L’idea di fondo è che da questa rilettura possano emergere molte cose, che oggi non siamo in grado di prevedere con esattezza ma che siamo convinti che potranno essere molto fruttuose, anche in termini di rigenerazione associativa e di ricostruzione di nuovi mestieri ed opportunità e nuove forme organizzative per i circoli e per il nostro agire quotidiano. 

Concludendo....

Siamo tutti, credo, anche appesantiti dalla domanda di quale sarà il futuro possibile per l’esperienza associativa che ci è stata donata in eredità. In fondo tutte le esperienze hanno un inizio e possono avere un termine. Ma nella situazione attuale credo che sarebbe moralmente inaccettabile non giocare fino in fondo quello che potremmo considerare come i nostri talenti.  Perché ce ne sarà chiesto conto. 

E perché le nostre comunità e noi stessi, in quanto persone, abbiamo bisogno di provare a ridare un significato alla cittadinanza. Non come certificato da dare o non dare. Non come competizione tra nazionalità e identità. Ma come pienezza di una esperienza umana, in grado di orientarsi nel tempo e nello spazio e quindi di convivere e costruire relazioni e scambi con i propri vicini, di modificare e manutenere il proprio spazio di vita privata e collettiva e di raccogliere ciò che è stato realizzato da chi è venuto prima di noi e proiettarlo in una progettualità di ciò che vorremo lasciare a chi verrà dopo di noi. Una cittadinanza che è capacità, anche nella complessità e nella precarietà, di non essere sopraffatti dal disorientamento. 

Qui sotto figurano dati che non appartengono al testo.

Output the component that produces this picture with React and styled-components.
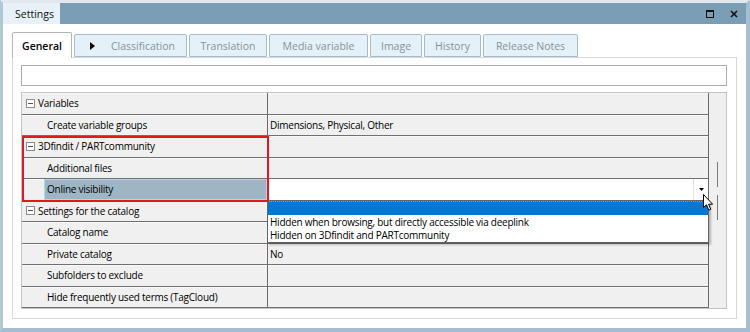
import React from "react";
import styled, { createGlobalStyle } from "styled-components";

const GlobalStyle = createGlobalStyle`
  html, body { margin: 0; padding: 0; background: #fff; }
  body { font-family: "Open Sans", "Liberation Sans", sans-serif; font-size: 10px; color: #000; }
  * { box-sizing: border-box; }
`;

const tabs = [
  { label: "General", width: 60, active: true },
  { label: "Classification", width: 113, arrow: true },
  { label: "Translation", width: 78 },
  { label: "Media variable", width: 99 },
  { label: "Image", width: 52 },
  { label: "History", width: 57 },
  { label: "Release Notes", width: 95 },
];

const rows = [
  { type: "cat", name: "Variables" },
  { name: "Create variable groups", value: "Dimensions, Physical, Other" },
  { type: "cat", name: "3Dfindit / PARTcommunity" },
  { name: "Additional files" },
  { name: "Online visibility", selected: true, combo: true },
  { type: "cat", name: "Settings for the catalog" },
  { name: "Catalog name" },
  { name: "Private catalog", value: "No" },
  { name: "Subfolders to exclude" },
  { name: "Hide frequently used terms (TagCloud)" },
];

const options = [
  "",
  "Hidden when browsing, but directly accessible via deeplink",
  "Hidden on 3Dfindit and PARTcommunity",
];

const App = () => {
  return (
    <>
      <GlobalStyle />
      <Window>
        <TitleBar>
          <TitleTab>Settings</TitleTab>
          <TitleButtons>
            <svg width="8" height="8" viewBox="0 0 8 8">
              <rect x="0.5" y="0.5" width="7" height="7" fill="none" stroke="#111" strokeWidth="1" />
              <rect x="0" y="0" width="8" height="2" fill="#111" />
            </svg>
            <svg width="8" height="8" viewBox="0 0 8 8">
              <path d="M1 1 L7 7 M7 1 L1 7" stroke="#111" strokeWidth="1.6" />
            </svg>
          </TitleButtons>
        </TitleBar>

        <Body>
          <TabStrip>
            {tabs.map((t) => (
              <Tab key={t.label} $active={t.active} $arrow={t.arrow} $w={t.width}>
                {t.arrow && <TabArrow />}
                {t.label}
              </Tab>
            ))}
          </TabStrip>

          <Panel>
            <TextBox />
            <Grid>
              <Rows>
                {rows.map((r) =>
                  r.type === "cat" ? (
                    <Row key={r.name}>
                      <CatCell>
                        <MinusBox />
                        {r.name}
                      </CatCell>
                      <ValueCell />
                    </Row>
                  ) : (
                    <Row key={r.name}>
                      <MarginCell />
                      <NameCell $selected={r.selected}>{r.name}</NameCell>
                      <ValueCell $white={r.combo}>
                        {r.value}
                        {r.combo && (
                          <>
                            <ComboButton>
                              <svg width="5" height="3" viewBox="0 0 5 3">
                                <path d="M0 0 H5 L2.5 3 Z" fill="#000" />
                              </svg>
                            </ComboButton>
                            <DropList>
                              {options.map((o, i) => (
                                <Option key={i} $active={i === 0}>
                                  {o}
                                </Option>
                              ))}
                            </DropList>
                          </>
                        )}
                      </ValueCell>
                    </Row>
                  )
                )}
              </Rows>
              <ScrollTrack>
                <ThumbLine />
                <ThumbLine />
              </ScrollTrack>
              <Highlight />
              <Cursor>
                <svg width="12" height="18" viewBox="0 0 12 18">
                  <path
                    d="M0.5 0.5 L0.5 13.5 L3.5 10.8 L5.8 16.2 L7.8 15.3 L5.6 10.2 L9.6 10.2 Z"
                    fill="#fff"
                    stroke="#000"
                    strokeWidth="1"
                    strokeLinejoin="round"
                  />
                </svg>
              </Cursor>
            </Grid>
          </Panel>
        </Body>
      </Window>
    </>
  );
};

export default App;

const Window = styled.div`
  width: 750px;
  height: 332px;
  display: flex;
  flex-direction: column;
  background: #fff;
  border-top: 3px solid #e1e9ef;
  border-left: 3px solid #b2c7d6;
  border-right: 4px solid #a4bdcf;
  border-bottom: 4px solid #a4bdcf;
`;

const TitleBar = styled.div`
  height: 21px;
  display: flex;
  align-items: stretch;
  background: #7b9eb4;
`;

const TitleTab = styled.div`
  width: 57px;
  padding-left: 12px;
  display: flex;
  align-items: center;
  background: #e8f1f7;
  font-size: 10.5px;
  color: #111;
`;

const TitleButtons = styled.div`
  margin-left: auto;
  margin-right: 8px;
  display: flex;
  align-items: center;
  gap: 16px;
`;

const Body = styled.div`
  flex: 1;
  display: flex;
  flex-direction: column;
  padding: 8px 9px 9px 9px;
`;

const TabStrip = styled.div`
  height: 25px;
  display: flex;
  align-items: flex-end;
  gap: 2px;
  position: relative;
  z-index: 1;
`;

const Tab = styled.div`
  width: ${(p) => p.$w}px;
  height: ${(p) => (p.$active ? 26 : 23)}px;
  margin-bottom: ${(p) => (p.$active ? -1 : 0)}px;
  display: flex;
  align-items: center;
  justify-content: ${(p) => (p.$arrow ? "flex-start" : "center")};
  padding-left: ${(p) => (p.$arrow ? 15 : 0)}px;
  gap: 16px;
  border: 1px solid ${(p) => (p.$active ? "#b4b4b4" : "#a6bccc")};
  border-bottom: ${(p) => (p.$active ? "none" : "1px solid #a6bccc")};
  border-radius: 2px 2px 0 0;
  background: ${(p) => (p.$active ? "#fff" : "#e5f1f8")};
  color: ${(p) => (p.$active ? "#000" : "#85919a")};
  font-size: 10.5px;
  font-weight: ${(p) => (p.$active ? 600 : 400)};
`;

const TabArrow = styled.span`
  width: 0;
  height: 0;
  border-top: 4px solid transparent;
  border-bottom: 4px solid transparent;
  border-left: 5px solid #000;
`;

const Panel = styled.div`
  flex: 1;
  display: flex;
  flex-direction: column;
  border: 1px solid #d9d9d9;
  padding: 7px 9px 9px 8px;
`;

const TextBox = styled.div`
  height: 21px;
  border: 1px solid #ababab;
  background: #fff;
`;

const Grid = styled.div`
  margin-top: 6px;
  height: 217px;
  display: flex;
  border: 1px solid #c4c4c4;
  position: relative;
  letter-spacing: -0.25px;
  font-size: 10px;
`;

const Rows = styled.div`
  flex: 1;
  display: grid;
  grid-template-rows: repeat(10, 1fr);
  border-right: 1px solid #6b6b6b;
`;

const Row = styled.div`
  display: grid;
  grid-template-columns: 22px 223px 1fr;
  background: #f0f0f0;
  border-bottom: 1px solid #707070;
  box-shadow: inset 0 1px 0 #fafafa;
`;

const CatCell = styled.div`
  grid-column: 1 / 3;
  display: flex;
  align-items: center;
  gap: 2px;
  padding-left: 4px;
`;

const MinusBox = styled.span`
  width: 9px;
  height: 9px;
  border: 1px solid #8e8e8e;
  background: #fff;
  display: flex;
  align-items: center;
  justify-content: center;
  margin-right: 1px;

  &::after {
    content: "";
    width: 5px;
    height: 1px;
    background: #555;
  }
`;

const MarginCell = styled.div``;

const NameCell = styled.div`
  display: flex;
  align-items: center;
  background: ${(p) => (p.$selected ? "#9eb5c4" : "transparent")};
  border: ${(p) => (p.$selected ? "1px solid #9ee0ee" : "none")};
  padding-left: ${(p) => (p.$selected ? 2 : 3)}px;
`;

const ValueCell = styled.div`
  position: relative;
  display: flex;
  align-items: center;
  padding-left: 2px;
  border-left: 1px solid #6b6b6b;
  background: ${(p) => (p.$white ? "#fff" : "transparent")};
`;

const ComboButton = styled.div`
  margin-left: auto;
  width: 15px;
  align-self: stretch;
  display: flex;
  align-items: center;
  justify-content: center;
  border-left: 1px solid #e2e2e2;
`;

const DropList = styled.div`
  position: absolute;
  z-index: 3;
  top: 100%;
  left: -1px;
  width: 442px;
  height: 43px;
  background: #fff;
  border: 1px solid #646464;
  box-shadow: 2px 2px 2px rgba(0, 0, 0, 0.25);
  display: flex;
  flex-direction: column;
`;

const Option = styled.div`
  line-height: 13px;
  padding-left: 2px;
  flex: ${(p) => (p.$active ? "0 0 14px" : "0 0 13px")};
  background: ${(p) => (p.$active ? "#0078d7" : "transparent")};
  border-top: ${(p) => (p.$active ? "1px dotted #e6893c" : "none")};
  margin-bottom: ${(p) => (p.$active ? 1 : 0)}px;
`;

const ScrollTrack = styled.div`
  width: 17px;
  background: #efefef;
  display: flex;
  flex-direction: column;
  align-items: center;
  gap: 8px;
  padding-top: 69px;
`;

const ThumbLine = styled.span`
  width: 1.5px;
  height: 25px;
  background: #7a7a7a;
`;

const Highlight = styled.div`
  position: absolute;
  left: 0;
  top: 43px;
  width: 247px;
  height: 66px;
  border: 2px solid #e5161e;
  pointer-events: none;
  z-index: 4;
`;

const Cursor = styled.div`
  position: absolute;
  left: 681px;
  top: 101px;
  z-index: 5;
  line-height: 0;
`;
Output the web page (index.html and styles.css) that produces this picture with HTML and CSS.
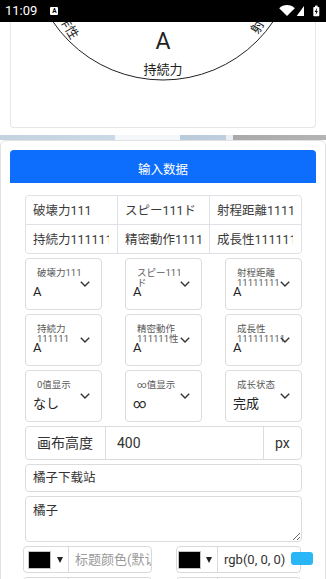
FILE: index.html
```html
<!DOCTYPE html>
<html lang="zh">
<head>
<meta charset="utf-8">
<title>替身面板</title>
<link rel="stylesheet" href="styles.css">
</head>
<body>
<div class="statusbar">
  <div class="sb-left">
    <span class="sb-time">11:09</span>
    <span class="sb-note">A</span>
  </div>
  <svg class="sb-icons" width="42" height="22" viewBox="0 0 42 22">
    <path d="M0.2 8.2 A11 11 0 0 1 15.8 8.2 L8 16 Z" fill="#fff"/>
    <polygon points="25,6 25,16 17.7,16" fill="#fff"/>
    <rect x="36" y="5.6" width="2.6" height="1.6" fill="#fff"/>
    <rect x="34.3" y="7" width="6" height="9.2" rx="0.8" fill="#fff"/>
    <path d="M37.9 8.2 L35.7 12 L37.1 12 L36.6 15 L38.9 11 L37.5 11 L38.2 8.2 Z" fill="#000"/>
  </svg>
</div>

<div class="chart-wrap">
  <div class="chart-card">
    <svg class="chart" width="304" height="105" viewBox="0 0 304 105">
      <circle cx="152" cy="-75" r="133" fill="none" stroke="#222" stroke-width="1"/>
      <text class="lbl" x="152" y="-197" text-anchor="middle" dominant-baseline="central">破壊力</text>
      <text class="lbl" x="257.7" y="-136" text-anchor="middle" dominant-baseline="central" transform="rotate(-120 257.7 -136)">スピード</text>
      <text class="lbl" x="256" y="-12" text-anchor="middle" dominant-baseline="central" transform="rotate(-60 256 -12)">射程距離</text>
      <text class="lbl" x="152" y="47" text-anchor="middle" dominant-baseline="central">持続力</text>
      <text class="lbl" x="48" y="-12" text-anchor="middle" dominant-baseline="central" transform="rotate(60 48 -12)">精密動作性</text>
      <text class="lbl" x="46.3" y="-136" text-anchor="middle" dominant-baseline="central" transform="rotate(120 46.3 -136)">成長性</text>
      <text class="val" x="152" y="19" text-anchor="middle" dominant-baseline="central">A</text>
    </svg>
  </div>
</div>

<div class="strip"></div>

<div class="panel">
  <button class="btn-primary" type="button">输入数据</button>

  <div class="form">
    <div class="name-table">
      <div class="cell"><span class="cell-text">破壊力111</span></div>
      <div class="cell"><span class="cell-text">スピー111ド</span></div>
      <div class="cell"><span class="cell-text">射程距離11111111</span></div>
      <div class="cell"><span class="cell-text">持続力111111</span></div>
      <div class="cell"><span class="cell-text">精密動作111111性</span></div>
      <div class="cell"><span class="cell-text">成長性111111111</span></div>
    </div>

    <div class="select-grid">
      <div class="fselect">
        <div class="fs-label">破壊力111</div>
        <div class="fs-value">A</div>
        <svg class="chev" width="10" height="6" viewBox="0 0 10 6"><polyline points="0.8,0.8 5,4.9 9.2,0.8" fill="none" stroke="#333" stroke-width="1.4"/></svg>
      </div>
      <div class="fselect">
        <div class="fs-label">スピー111ド</div>
        <div class="fs-value">A</div>
        <svg class="chev" width="10" height="6" viewBox="0 0 10 6"><polyline points="0.8,0.8 5,4.9 9.2,0.8" fill="none" stroke="#333" stroke-width="1.4"/></svg>
      </div>
      <div class="fselect">
        <div class="fs-label">射程距離11111111</div>
        <div class="fs-value">A</div>
        <svg class="chev" width="10" height="6" viewBox="0 0 10 6"><polyline points="0.8,0.8 5,4.9 9.2,0.8" fill="none" stroke="#333" stroke-width="1.4"/></svg>
      </div>
      <div class="fselect">
        <div class="fs-label">持続力111111</div>
        <div class="fs-value">A</div>
        <svg class="chev" width="10" height="6" viewBox="0 0 10 6"><polyline points="0.8,0.8 5,4.9 9.2,0.8" fill="none" stroke="#333" stroke-width="1.4"/></svg>
      </div>
      <div class="fselect">
        <div class="fs-label">精密動作111111性</div>
        <div class="fs-value">A</div>
        <svg class="chev" width="10" height="6" viewBox="0 0 10 6"><polyline points="0.8,0.8 5,4.9 9.2,0.8" fill="none" stroke="#333" stroke-width="1.4"/></svg>
      </div>
      <div class="fselect">
        <div class="fs-label">成長性111111111</div>
        <div class="fs-value">A</div>
        <svg class="chev" width="10" height="6" viewBox="0 0 10 6"><polyline points="0.8,0.8 5,4.9 9.2,0.8" fill="none" stroke="#333" stroke-width="1.4"/></svg>
      </div>
      <div class="fselect">
        <div class="fs-label">0值显示</div>
        <div class="fs-value">なし</div>
        <svg class="chev" width="10" height="6" viewBox="0 0 10 6"><polyline points="0.8,0.8 5,4.9 9.2,0.8" fill="none" stroke="#333" stroke-width="1.4"/></svg>
      </div>
      <div class="fselect">
        <div class="fs-label">∞值显示</div>
        <div class="fs-value">∞</div>
        <svg class="chev" width="10" height="6" viewBox="0 0 10 6"><polyline points="0.8,0.8 5,4.9 9.2,0.8" fill="none" stroke="#333" stroke-width="1.4"/></svg>
      </div>
      <div class="fselect">
        <div class="fs-label">成长状态</div>
        <div class="fs-value">完成</div>
        <svg class="chev" width="10" height="6" viewBox="0 0 10 6"><polyline points="0.8,0.8 5,4.9 9.2,0.8" fill="none" stroke="#333" stroke-width="1.4"/></svg>
      </div>
    </div>

    <div class="input-group">
      <div class="ig-addon ig-first">画布高度</div>
      <div class="ig-input">400</div>
      <div class="ig-addon ig-last">px</div>
    </div>

    <div class="text-input">橘子下载站</div>

    <textarea class="textarea" readonly>橘子</textarea>

    <div class="color-row">
      <div class="cgroup cgroup-a">
        <div class="c-btn"><span class="swatch"></span><span class="caret"></span></div>
        <div class="c-text c-placeholder">标题颜色(默认)</div>
      </div>
      <div class="cgroup cgroup-b">
        <div class="c-btn"><span class="swatch"></span><span class="caret"></span></div>
        <div class="c-text">rgb(0, 0, 0)</div>
        <span class="c-toggle"></span>
      </div>
    </div>

    <div class="color-row">
      <div class="cgroup cgroup-a">
        <div class="c-btn"><span class="swatch"></span><span class="caret"></span></div>
        <div class="c-text c-placeholder">背景颜色(默认)</div>
      </div>
      <div class="cgroup cgroup-b">
        <div class="c-btn"><span class="swatch"></span><span class="caret"></span></div>
        <div class="c-text">rgb(0, 0, 0)</div>
      </div>
    </div>
  </div>
</div>
</body>
</html>
```

FILE: styles.css
```css
* { box-sizing: border-box; }

html, body {
  margin: 0;
  padding: 0;
  overflow: hidden;
}

body {
  width: 326px;
  height: 579px;
  background: #fff;
  font-family: Roboto, "Noto Sans CJK SC", sans-serif;
  color: #333;
}

/* status bar */
.statusbar {
  height: 22px;
  background: #000;
  display: flex;
  align-items: center;
  justify-content: space-between;
  padding: 0 5px;
}
.sb-left { display: flex; align-items: center; }
.sb-time {
  color: #fff;
  font-size: 13px;
  line-height: 22px;
}
.sb-note {
  margin-left: 13px;
  width: 8px;
  height: 8px;
  background: #fff;
  border-radius: 1px;
  color: #000;
  font-size: 6.5px;
  font-weight: 700;
  line-height: 8px;
  text-align: center;
}
.sb-icons { display: block; }

/* chart card */
.chart-wrap { padding: 0 10px; }
.chart-card {
  border: 1px solid #e6e6e6;
  border-top: none;
  border-radius: 0 0 4px 4px;
  height: 106px;
}
.chart { display: block; }
.chart text {
  font-family: Roboto, "Noto Sans CJK SC", sans-serif;
  fill: #222;
}
.chart .lbl { font-size: 13px; }
.chart .val { font-size: 23px; }

.strip {
  margin-top: 7px;
  height: 5px;
  background: linear-gradient(to right,
    #c4d2e0 0, #cbd8e6 115px,
    #f5f8fb 115px, #f5f8fb 180px,
    #b9cadb 180px, #bfcfdf 226px,
    #e9eef3 226px, #e9eef3 233px,
    #a9a9a9 233px, #b4b4b4 100%);
}

/* main panel */
.panel {
  border: 1px solid #e2e2e2;
  border-radius: 6px;
  padding: 9px;
  background: #fff;
}

.btn-primary {
  display: flex;
  align-items: center;
  justify-content: center;
  width: 100%;
  height: 33px;
  padding: 4px 0 0;
  margin: 0;
  border: none;
  border-radius: 4px 4px 0 0;
  background: #0d6efd;
  color: #fff;
  font-family: inherit;
  font-size: 12.5px;
}

.form { margin: 12px 14px 0 15px; }

/* name table */
.name-table {
  display: grid;
  grid-template-columns: repeat(3, minmax(0, 1fr));
  gap: 1px;
  background: #dee2e6;
  border: 1px solid #dee2e6;
  border-radius: 4px;
  overflow: hidden;
}
.cell {
  min-width: 0;
  background: #fff;
  height: 28px;
  padding: 0 8px 0 7px;
  overflow: hidden;
}
.cell-text {
  display: block;
  overflow: hidden;
  white-space: nowrap;
  font-size: 12.5px;
  line-height: 29px;
  color: #3a3a3a;
}

/* floating selects */
.select-grid {
  margin-top: 4px;
  display: grid;
  grid-template-columns: repeat(3, 77px);
  justify-content: space-between;
  row-gap: 4px;
}
.fselect {
  position: relative;
  height: 52px;
  border: 1px solid #dcdcdc;
  border-radius: 4px;
  padding: 8.5px 0 0 7px;
}
.fs-label {
  margin-left: 4px;
  width: 48px;
  height: 10.5px;
  font-size: 9.5px;
  line-height: 10.5px;
  color: #5a5a5a;
}
.fs-value {
  margin-top: 5.5px;
  font-size: 13px;
  line-height: 16px;
  color: #222;
}
.chev {
  position: absolute;
  left: 54px;
  top: 22px;
  display: block;
}

/* input group */
.input-group {
  margin-top: 4px;
  height: 34px;
  display: flex;
  border: 1px solid #dcdcdc;
  border-radius: 4px;
  font-size: 14px;
  line-height: 32px;
  color: #333;
}
.ig-addon { padding-left: 11px; }
.ig-first { width: 80px; border-right: 1px solid #dcdcdc; }
.ig-input { flex: 1; padding-left: 11px; }
.ig-last { width: 38px; border-left: 1px solid #dcdcdc; }

.text-input {
  margin-top: 4px;
  height: 28px;
  border: 1px solid #dcdcdc;
  border-radius: 4px;
  padding: 0 7px;
  font-size: 12.5px;
  line-height: 26px;
  color: #333;
}

.textarea {
  display: block;
  margin: 4px 0 0;
  width: 100%;
  height: 46px;
  border: 1px solid #dcdcdc;
  border-radius: 4px;
  padding: 5px 7px;
  font-family: inherit;
  font-size: 12.5px;
  line-height: 18px;
  color: #333;
  resize: vertical;
  outline: none;
  background: #fff;
}

/* colour pickers */
.color-row {
  margin-top: 4px;
  display: flex;
  height: 27px;
}
.cgroup {
  position: relative;
  display: flex;
  height: 27px;
  border: 1px solid #d9d9d9;
  border-radius: 4px;
}
.cgroup-a { width: 129px; margin-left: -2px; }
.cgroup-b { width: 125px; margin-left: 24px; }
.c-btn {
  display: flex;
  align-items: center;
  flex: none;
  border-right: 1px solid #d9d9d9;
}
.cgroup-a .c-btn { width: 45px; padding-left: 4px; }
.cgroup-b .c-btn { width: 41px; padding-left: 1px; }
.swatch {
  width: 23px;
  height: 18px;
  background: #000;
  border: 1px solid #c4c4c4;
}
.caret {
  margin-left: 6px;
  width: 0;
  height: 0;
  border-left: 3.5px solid transparent;
  border-right: 3.5px solid transparent;
  border-top: 6px solid #222;
}
.cgroup-b .caret { margin-left: 5px; }
.c-text {
  flex: 1;
  min-width: 0;
  padding-left: 6px;
  overflow: hidden;
  white-space: nowrap;
  font-size: 13px;
  line-height: 25px;
  color: #333;
}
.c-placeholder { color: #9a9a9a; }
.c-toggle {
  position: absolute;
  left: 113.7px;
  top: 5px;
  width: 22px;
  height: 13.3px;
  border-radius: 3px;
  background: #29b6f6;
}
```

Quindi, ci sono i percorsi formativi (oltre a quello di cui abbiamo parlato c’è anche un percorso in collaborazione con Next con 6 circoli, 2 al nord, 2 al centro, 2 al sud). Oltre a questo gli altri strumenti, a livello nazionale, sono quelli di mettersi in rete con le esperienze territoriali acliste che già stanno lavorando sull’animazione di comunitàe provare a raccogliere e far circolare il più possibile i saperi e le esperienze. E in questo ringrazio Milano perché ha avviato la sperimentazione con 3 animatori locali e perché ha voluto farlo mettendo generosamente il suo sapere a disposizione di altri. 

Ultimo filone,  mettersi in rete con altri soggetti esterni a noi che stanno facendo lo stesso. Perché più mi guardo intorno e più vedo che questo ripartire dai territori, con attenzione alla perifericità, con stile animativo, è qualcosa su cui molti stanno lavorando. E potrebbe davvero esserci un terreno comune per un’azione non solo nostra e che possa servire al Paese. Che oggi non so qual è. Ma che sento e credo ci sia. E che, con le premesse di cui sopra, è anche giusto non sapere e scoprire passo passo. 

Traccia del mio intervento al Consiglio Provinciale residenziale di Milano a Diano Marina. 
(non esattamente ciò che ho detto, che in parte è andato altrove, ma ciò che avevo intenzione di dire).